TASK GOAL: Extract, without alteration, each line from the start of the listing to the line bearing "import React from".

— Begin COLLECTED DATA —

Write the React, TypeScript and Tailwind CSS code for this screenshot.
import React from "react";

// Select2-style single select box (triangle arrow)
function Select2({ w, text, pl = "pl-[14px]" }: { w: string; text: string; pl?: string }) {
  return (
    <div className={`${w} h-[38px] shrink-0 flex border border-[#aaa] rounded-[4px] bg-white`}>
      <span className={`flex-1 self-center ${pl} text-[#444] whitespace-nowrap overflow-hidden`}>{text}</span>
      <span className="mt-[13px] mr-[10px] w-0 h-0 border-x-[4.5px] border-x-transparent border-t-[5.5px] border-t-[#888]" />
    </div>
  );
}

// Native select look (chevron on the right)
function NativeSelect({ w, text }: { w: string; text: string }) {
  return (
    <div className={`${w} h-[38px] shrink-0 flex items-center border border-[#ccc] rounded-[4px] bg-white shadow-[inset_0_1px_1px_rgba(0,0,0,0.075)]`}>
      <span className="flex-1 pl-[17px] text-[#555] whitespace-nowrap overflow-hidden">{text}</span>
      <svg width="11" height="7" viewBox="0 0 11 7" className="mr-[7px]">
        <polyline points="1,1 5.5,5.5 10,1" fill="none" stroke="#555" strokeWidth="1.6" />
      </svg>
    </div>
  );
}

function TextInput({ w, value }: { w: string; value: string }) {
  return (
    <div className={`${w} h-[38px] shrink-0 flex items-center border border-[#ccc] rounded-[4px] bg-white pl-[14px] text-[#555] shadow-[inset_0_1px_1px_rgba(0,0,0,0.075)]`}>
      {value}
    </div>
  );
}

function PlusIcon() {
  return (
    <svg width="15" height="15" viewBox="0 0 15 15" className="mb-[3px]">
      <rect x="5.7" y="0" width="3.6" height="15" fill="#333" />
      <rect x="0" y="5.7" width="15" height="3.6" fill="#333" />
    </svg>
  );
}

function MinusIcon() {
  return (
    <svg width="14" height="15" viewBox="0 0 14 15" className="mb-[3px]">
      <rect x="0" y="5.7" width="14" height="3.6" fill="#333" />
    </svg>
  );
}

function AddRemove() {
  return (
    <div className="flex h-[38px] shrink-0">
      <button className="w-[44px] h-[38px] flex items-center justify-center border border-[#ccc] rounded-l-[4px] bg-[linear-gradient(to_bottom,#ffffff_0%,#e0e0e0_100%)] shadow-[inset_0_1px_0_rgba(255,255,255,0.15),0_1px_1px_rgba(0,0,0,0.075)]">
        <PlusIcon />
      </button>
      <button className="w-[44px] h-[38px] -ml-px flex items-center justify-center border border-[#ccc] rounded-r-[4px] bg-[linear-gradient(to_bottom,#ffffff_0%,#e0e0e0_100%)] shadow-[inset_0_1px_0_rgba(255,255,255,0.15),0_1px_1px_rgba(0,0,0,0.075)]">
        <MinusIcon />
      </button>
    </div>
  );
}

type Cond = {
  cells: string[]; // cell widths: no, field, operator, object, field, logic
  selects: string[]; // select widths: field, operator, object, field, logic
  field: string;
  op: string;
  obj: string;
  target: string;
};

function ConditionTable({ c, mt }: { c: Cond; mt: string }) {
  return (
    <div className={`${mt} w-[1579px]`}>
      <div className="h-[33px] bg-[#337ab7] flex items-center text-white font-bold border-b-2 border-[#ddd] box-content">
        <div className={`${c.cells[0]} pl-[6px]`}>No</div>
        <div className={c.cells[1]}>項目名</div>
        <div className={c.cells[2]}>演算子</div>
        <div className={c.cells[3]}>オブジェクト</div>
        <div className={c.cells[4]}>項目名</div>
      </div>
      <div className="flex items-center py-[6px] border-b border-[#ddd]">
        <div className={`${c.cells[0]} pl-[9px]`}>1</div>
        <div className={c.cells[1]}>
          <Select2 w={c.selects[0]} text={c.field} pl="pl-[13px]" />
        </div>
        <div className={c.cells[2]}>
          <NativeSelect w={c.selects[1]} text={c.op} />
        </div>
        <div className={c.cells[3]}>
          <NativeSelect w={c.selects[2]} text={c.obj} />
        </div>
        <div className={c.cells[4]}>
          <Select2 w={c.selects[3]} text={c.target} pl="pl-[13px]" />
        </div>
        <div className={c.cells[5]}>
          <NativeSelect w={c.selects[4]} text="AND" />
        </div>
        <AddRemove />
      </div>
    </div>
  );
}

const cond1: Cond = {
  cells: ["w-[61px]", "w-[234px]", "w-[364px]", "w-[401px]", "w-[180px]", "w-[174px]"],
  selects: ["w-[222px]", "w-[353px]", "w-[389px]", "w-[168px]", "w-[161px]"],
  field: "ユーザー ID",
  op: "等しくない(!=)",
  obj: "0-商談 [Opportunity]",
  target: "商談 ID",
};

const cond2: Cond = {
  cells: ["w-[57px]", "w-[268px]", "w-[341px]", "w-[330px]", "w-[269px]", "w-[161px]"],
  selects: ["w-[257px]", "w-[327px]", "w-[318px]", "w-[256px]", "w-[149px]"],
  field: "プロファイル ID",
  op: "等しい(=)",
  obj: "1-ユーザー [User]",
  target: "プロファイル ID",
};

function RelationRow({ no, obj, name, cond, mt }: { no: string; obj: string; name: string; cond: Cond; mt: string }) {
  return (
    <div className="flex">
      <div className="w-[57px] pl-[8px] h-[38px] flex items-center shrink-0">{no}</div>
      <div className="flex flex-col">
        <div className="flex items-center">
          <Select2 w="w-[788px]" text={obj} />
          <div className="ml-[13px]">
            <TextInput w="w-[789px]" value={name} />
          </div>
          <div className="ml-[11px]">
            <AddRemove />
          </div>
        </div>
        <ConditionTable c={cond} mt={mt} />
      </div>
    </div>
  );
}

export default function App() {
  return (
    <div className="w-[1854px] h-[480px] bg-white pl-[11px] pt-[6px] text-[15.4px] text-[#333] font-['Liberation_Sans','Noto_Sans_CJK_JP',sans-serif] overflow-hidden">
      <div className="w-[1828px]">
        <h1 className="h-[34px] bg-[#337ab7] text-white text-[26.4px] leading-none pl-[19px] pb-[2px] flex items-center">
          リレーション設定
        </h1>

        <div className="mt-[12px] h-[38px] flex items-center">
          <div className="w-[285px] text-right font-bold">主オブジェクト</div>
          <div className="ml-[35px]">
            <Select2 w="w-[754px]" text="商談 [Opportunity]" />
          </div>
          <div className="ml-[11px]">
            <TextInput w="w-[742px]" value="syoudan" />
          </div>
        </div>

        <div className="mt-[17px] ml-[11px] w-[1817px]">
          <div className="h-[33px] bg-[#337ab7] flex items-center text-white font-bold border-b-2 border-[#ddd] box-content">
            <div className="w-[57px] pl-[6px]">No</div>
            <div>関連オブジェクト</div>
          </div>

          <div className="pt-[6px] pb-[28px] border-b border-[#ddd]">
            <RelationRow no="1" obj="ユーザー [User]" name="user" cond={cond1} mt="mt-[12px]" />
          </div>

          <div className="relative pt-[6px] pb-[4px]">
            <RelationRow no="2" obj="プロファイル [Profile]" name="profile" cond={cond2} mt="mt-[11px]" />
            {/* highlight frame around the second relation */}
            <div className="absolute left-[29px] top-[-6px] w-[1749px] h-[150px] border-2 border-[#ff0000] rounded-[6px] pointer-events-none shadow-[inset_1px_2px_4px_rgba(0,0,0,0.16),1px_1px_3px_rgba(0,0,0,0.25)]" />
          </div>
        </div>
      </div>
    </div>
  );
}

— End COLLECTED DATA —

FINISHED EXERCISE:
Write the React, TypeScript and Tailwind CSS code for this screenshot.
import React from "react";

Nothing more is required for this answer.